--- Start ---

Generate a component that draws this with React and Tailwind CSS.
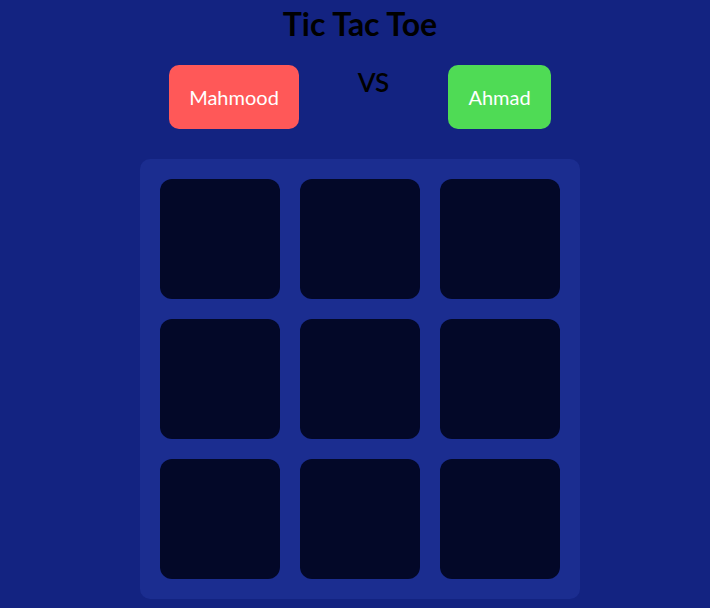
export default function App() {
  const cells = Array.from({ length: 9 });
  return (
    <div className="min-h-[608px] w-full bg-[#132381] flex flex-col items-center pl-[10px]" style={{ fontFamily: "Lato, 'Noto Sans', sans-serif" }}>
      <h1 className="text-[32px] leading-[48px] font-bold text-black mt-0">Tic Tac Toe</h1>
      <div className="flex items-start mt-[17px]">
        <div className="w-[130px] h-[64px] rounded-[10px] bg-[#ff5858] text-white text-[20px] flex items-center justify-center">Mahmood</div>
        <div className="mx-[60px] w-[29px] flex justify-center text-[26px] font-semibold text-black leading-none mt-[4px]">VS</div>
        <div className="w-[103px] h-[64px] rounded-[10px] bg-[#4fdb55] text-white text-[20px] flex items-center justify-center">Ahmad</div>
      </div>
      <div className="mt-[30px] w-[440px] h-[440px] p-[20px] rounded-[10px] bg-[#1b2d90] grid grid-cols-3 gap-[20px]">
        {cells.map((_, i) => (
          <div key={i} className="w-[120px] h-[120px] rounded-[12px] bg-[#030828]" />
        ))}
      </div>
    </div>
  );
}
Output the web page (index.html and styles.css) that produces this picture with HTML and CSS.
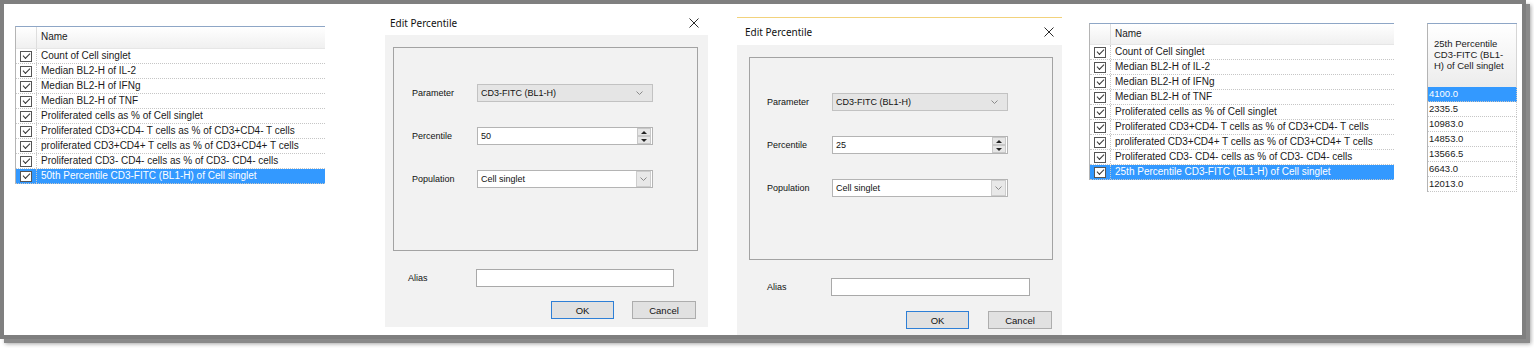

--- End ---

OBJECTIVE
Repeat the listing verbatim. Skip the pictures.

RESULT OF THIS TASK
Generate a component that draws this with React and Tailwind CSS.
export default function App() {
  const cells = Array.from({ length: 9 });
  return (
    <div className="min-h-[608px] w-full bg-[#132381] flex flex-col items-center pl-[10px]" style={{ fontFamily: "Lato, 'Noto Sans', sans-serif" }}>
      <h1 className="text-[32px] leading-[48px] font-bold text-black mt-0">Tic Tac Toe</h1>
      <div className="flex items-start mt-[17px]">
        <div className="w-[130px] h-[64px] rounded-[10px] bg-[#ff5858] text-white text-[20px] flex items-center justify-center">Mahmood</div>
        <div className="mx-[60px] w-[29px] flex justify-center text-[26px] font-semibold text-black leading-none mt-[4px]">VS</div>
        <div className="w-[103px] h-[64px] rounded-[10px] bg-[#4fdb55] text-white text-[20px] flex items-center justify-center">Ahmad</div>
      </div>
      <div className="mt-[30px] w-[440px] h-[440px] p-[20px] rounded-[10px] bg-[#1b2d90] grid grid-cols-3 gap-[20px]">
        {cells.map((_, i) => (
          <div key={i} className="w-[120px] h-[120px] rounded-[12px] bg-[#030828]" />
        ))}
      </div>
    </div>
  );
}
Output the web page (index.html and styles.css) that produces this picture with HTML and CSS.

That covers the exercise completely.